Overseas expansion of Chinese OEMs under the Belt and Road Initiative

Automakers shifting from exports to local production

2018/10/09

Summary

 China’s Belt and Road Initiative, which the country has called a national growth strategy, is the abbreviation for the Silk Road Economic Belt initiated in September 2013 in Kazakhstan, and the 21st Century Maritime Silk Road initiated in October in Indonesia. According to an announcement by the Ministry of Commerce of the People’s Republic of China, the country newly invested USD 7.4 billion in 55 countries in the Belt and Road Initiative area in the first half of 2018. In September 2018, the Forum on China–Africa Cooperation, which takes place every three years, was held in Beijing, and an economic cooperation of roughly USD 60 billion was announced.

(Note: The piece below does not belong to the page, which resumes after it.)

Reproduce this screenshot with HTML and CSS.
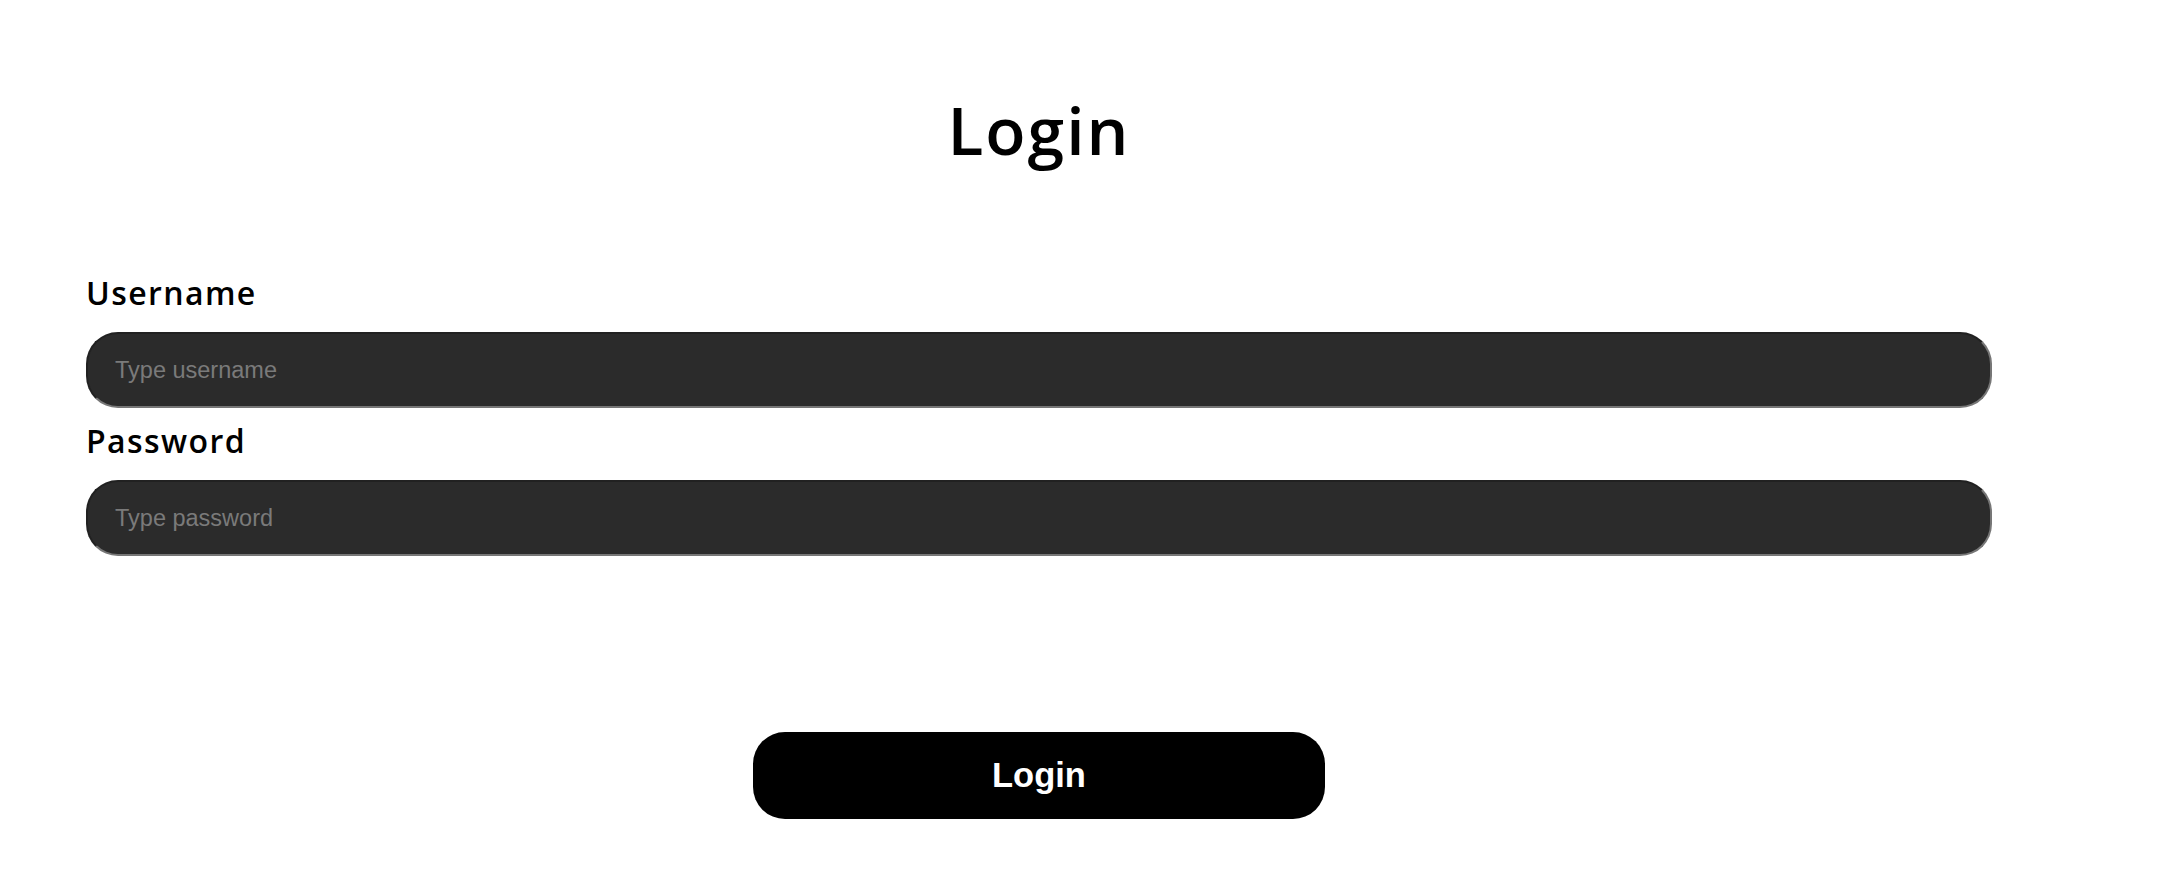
FILE: index.html
```html
<!DOCTYPE html>
<html>
<head>
<meta charset="utf-8">
<link rel="stylesheet" href="styles.css">
</head>
<body>
<main class="page">
  <h1 class="title">Login</h1>
  <form class="form">
    <label class="label" for="u">Username</label>
    <input class="field" id="u" type="text" placeholder="Type username">
    <label class="label" for="p">Password</label>
    <input class="field" id="p" type="password" placeholder="Type password">
    <div class="actions">
      <button class="btn" type="button">Login</button>
    </div>
  </form>
</main>
</body>
</html>
```

FILE: styles.css
```css
html, body {
  margin: 0;
  padding: 0;
  background: #fff;
}
.page {
  font-family: "Open Sans", "Noto Sans", sans-serif;
  color: #000;
  padding: 0 171px 0 86px;
}
.title {
  margin: 0;
  padding-top: 89px;
  text-align: center;
  font-size: 66px;
  line-height: 80px;
  font-weight: 600;
  letter-spacing: 2px;
}
.form {
  display: flex;
  flex-direction: column;
  margin-top: 104px;
}
.label {
  font-size: 32px;
  line-height: 40px;
  font-weight: 600;
  letter-spacing: 1.4px;
  margin-bottom: 19px;
}
.field {
  box-sizing: border-box;
  height: 76px;
  width: 100%;
  border-radius: 32px;
  background: #2b2b2b;
  border: 2px inset #767676;
  padding: 0 27px;
  font-family: "Liberation Sans", Arial, sans-serif;
  font-size: 23.5px;
  color: #fff;
  margin-bottom: 13px;
}
.field::placeholder {
  color: #7a7a7a;
}
.actions {
  display: flex;
  justify-content: center;
  margin-top: 163px;
}
.btn {
  width: 572px;
  height: 87px;
  border: none;
  border-radius: 32px;
  background: #000;
  color: #fff;
  font-family: "Liberation Sans", Arial, sans-serif;
  font-size: 34.5px;
  font-weight: 700;
  cursor: pointer;
}
```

 In accordance with the Belt and Road Initiative, Chinese automakers also have promoted exportation and local production in newly emerging Asian countries, as well as in Africa. The SAIC Motor Group manufactures vehicles locally in Thailand and Indonesia and is newly promoting production in India as well. The Dongfeng Motor Group handles a wide range of vehicle models, ranging from passenger vehicles to large-size trucks. The BAIC Group’s South African plant, which was the largest overseas investment that any Chinese automaker has ever made, came on stream. Its subsidiary, Foton Motor, sells vehicles such as pickup trucks and large-size trucks over an expansive region. The GAC Group not only established a research and development facility and design center in the U.K., but also announced its entry into the U.S. market in 2019. The Geely Auto Group, which is experiencing healthy sales in China, invested in Proton and released jointly developed models in Malaysia. In the future, Geely plans to use Malaysia as an export base. Additionally, Lynk & Co brand of connected cars will be manufactured in Belgium. BYD established EV bus production facilities in Europe, North America, and South America, and is participating in the public transport areas in Morocco and Brazil.

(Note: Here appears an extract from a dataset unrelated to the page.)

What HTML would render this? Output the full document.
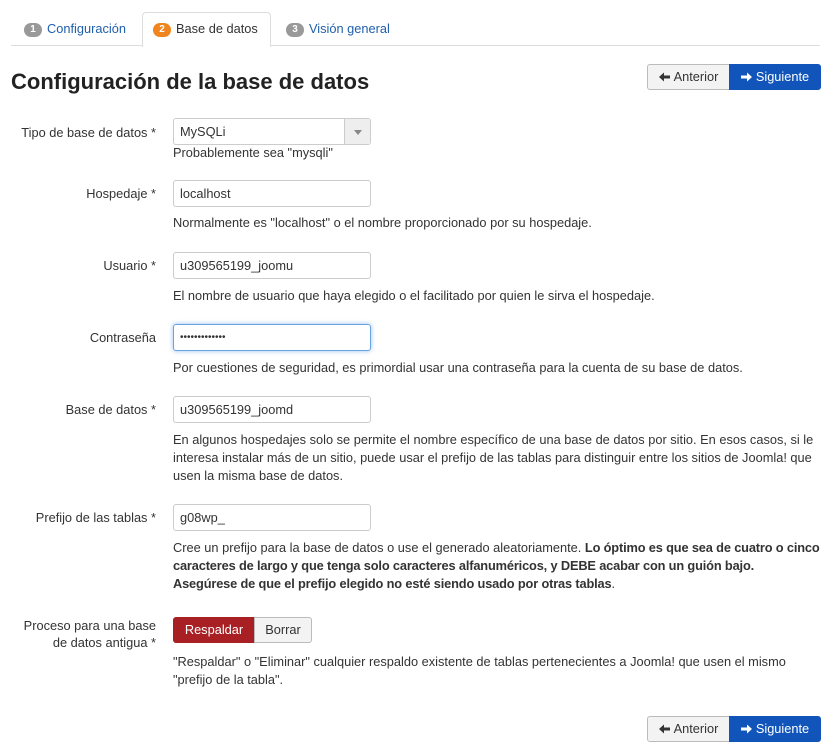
<!DOCTYPE html>
<html><head><meta charset="utf-8"><style>
body{margin:0;width:830px;height:753px;background:#fff;font-family:"Liberation Sans",sans-serif;font-size:12.8px;color:#333;position:relative;overflow:hidden}
.a{position:absolute;white-space:nowrap}
.lbl{position:absolute;right:674px;text-align:right;line-height:17px;white-space:nowrap}
.inp{position:absolute;left:173px;border:1px solid #ccc;border-radius:3px;box-sizing:border-box;width:198px;height:27px;padding-left:6px;line-height:25px;color:#333}
.help{position:absolute;left:173px;line-height:18px;width:655px}
.help b{letter-spacing:-0.15px}
.badge{display:inline-block;background:#999;color:#fff;border-radius:8px;font-size:10px;font-weight:bold;padding:0 5px;line-height:14px;margin-right:5px;vertical-align:1px;width:8px;text-align:center}
.link{color:#1f5fac}
.btn{position:absolute;height:26px;box-sizing:border-box;line-height:24px;text-align:center;white-space:nowrap}
.btn.f{line-height:26px}
.btn svg{vertical-align:-1px;margin-right:4px}
</style></head><body>
<div class="a" style="left:11px;top:45px;width:809px;height:1px;background:#ddd"></div>
<div class="a" style="left:142px;top:12px;width:127px;height:34px;border:1px solid #ddd;border-bottom:none;border-radius:4px 4px 0 0;background:#fff"></div>
<div class="a" style="left:24px;top:21px"><span class="badge">1</span><span class="link">Configuración</span></div>
<div class="a" style="left:153px;top:21px"><span class="badge" style="background:#f0851f">2</span>Base de datos</div>
<div class="a" style="left:286px;top:21px"><span class="badge">3</span><span class="link">Visión general</span></div>
<div class="a" style="left:11px;top:69px;font-size:22px;font-weight:bold;color:#222">Configuración de la base de datos</div>

<div class="btn" style="left:647px;top:64px;width:83px;border:1px solid #bbb;border-radius:3px 0 0 3px;background:#f3f3f3;color:#333"><svg width="11" height="10" viewBox="0 0 11 10"><path d="M0 5L5 0.5V3.5H11V6.5H5V9.5Z" fill="#333"/></svg>Anterior</div>
<div class="btn f" style="left:729px;top:64px;width:92px;background:#1155bb;border-radius:0 3px 3px 0;color:#fff"><svg width="11" height="10" viewBox="0 0 11 10"><path d="M11 5L6 0.5V3.5H0V6.5H6V9.5Z" fill="#fff"/></svg>Siguiente</div>

<div class="lbl" style="top:124px">Tipo de base de datos *</div>
<div class="inp" style="top:118px;background:#fff">MySQLi</div>
<div class="a" style="left:344px;top:119px;width:25px;height:25px;background:#eee;border-left:1px solid #ccc;border-radius:0 3px 3px 0"><div style="position:absolute;left:9px;top:11px;border:4px solid transparent;border-top:5px solid #888;border-bottom:none"></div></div>
<div class="help" style="top:144px">Probablemente sea "mysqli"</div>

<div class="lbl" style="top:185px">Hospedaje *</div>
<div class="inp" style="top:180px">localhost</div>
<div class="help" style="top:214px">Normalmente es "localhost" o el nombre proporcionado por su hospedaje.</div>

<div class="lbl" style="top:257px">Usuario *</div>
<div class="inp" style="top:252px">u309565199_joomu</div>
<div class="help" style="top:287px">El nombre de usuario que haya elegido o el facilitado por quien le sirva el hospedaje.</div>

<div class="lbl" style="top:329px">Contraseña</div>
<div class="inp" style="top:324px;border-color:#66a3e0;box-shadow:0 0 5px rgba(80,150,230,.6);font-size:10px">•••••••••••••</div>
<div class="help" style="top:359px">Por cuestiones de seguridad, es primordial usar una contraseña para la cuenta de su base de datos.</div>

<div class="lbl" style="top:401px">Base de datos *</div>
<div class="inp" style="top:396px">u309565199_joomd</div>
<div class="help" style="top:431px">En algunos hospedajes solo se permite el nombre específico de una base de datos por sitio. En esos casos, si le<br>interesa instalar más de un sitio, puede usar el prefijo de las tablas para distinguir entre los sitios de Joomla! que<br>usen la misma base de datos.</div>

<div class="lbl" style="top:509px">Prefijo de las tablas *</div>
<div class="inp" style="top:504px">g08wp_</div>
<div class="help" style="top:539px">Cree un prefijo para la base de datos o use el generado aleatoriamente. <b>Lo óptimo es que sea de cuatro o cinco</b><br><b>caracteres de largo y que tenga solo caracteres alfanuméricos, y DEBE acabar con un guión bajo.</b><br><b>Asegúrese de que el prefijo elegido no esté siendo usado por otras tablas</b>.</div>

<div class="lbl" style="top:617px">Proceso para una base<br>de datos antigua *</div>
<div class="btn f" style="left:173px;top:617px;width:82px;background:#a81f24;color:#fff;border-radius:3px 0 0 3px">Respaldar</div>
<div class="btn" style="left:254px;top:617px;width:58px;background:#f3f3f3;border:1px solid #bbb;border-radius:0 3px 3px 0">Borrar</div>
<div class="help" style="top:653px">"Respaldar" o "Eliminar" cualquier respaldo existente de tablas pertenecientes a Joomla! que usen el mismo<br>"prefijo de la tabla".</div>

<div class="btn" style="left:647px;top:716px;width:83px;border:1px solid #bbb;border-radius:3px 0 0 3px;background:#f3f3f3;color:#333"><svg width="11" height="10" viewBox="0 0 11 10"><path d="M0 5L5 0.5V3.5H11V6.5H5V9.5Z" fill="#333"/></svg>Anterior</div>
<div class="btn f" style="left:729px;top:716px;width:92px;background:#1155bb;border-radius:0 3px 3px 0;color:#fff"><svg width="11" height="10" viewBox="0 0 11 10"><path d="M11 5L6 0.5V3.5H0V6.5H6V9.5Z" fill="#fff"/></svg>Siguiente</div>
</body></html>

 This report will primarily cover the top Groups in terms of vehicle sales in the first half of 2018.

Related reports:
The Chinese market in 2017: 3% increase to 28.879 million vehicles, SUVs exceed 10 million vehicles (Mar. 2018)
The first half of 2018 in the Chinese market:14 million vehicles sold, growth rate of 5% (Aug. 2018)
Thai vehicle production expected to grow to 2 million units in 2018 (Apr. 2018)
India: Vehicle sales grow to 3.76 million units; electrified vehicle adoption policy introduced(Mar. 2018)
Indonesia: Market size recovers to a level of 1.1 million vehicles, local production advances (Sep. 2018)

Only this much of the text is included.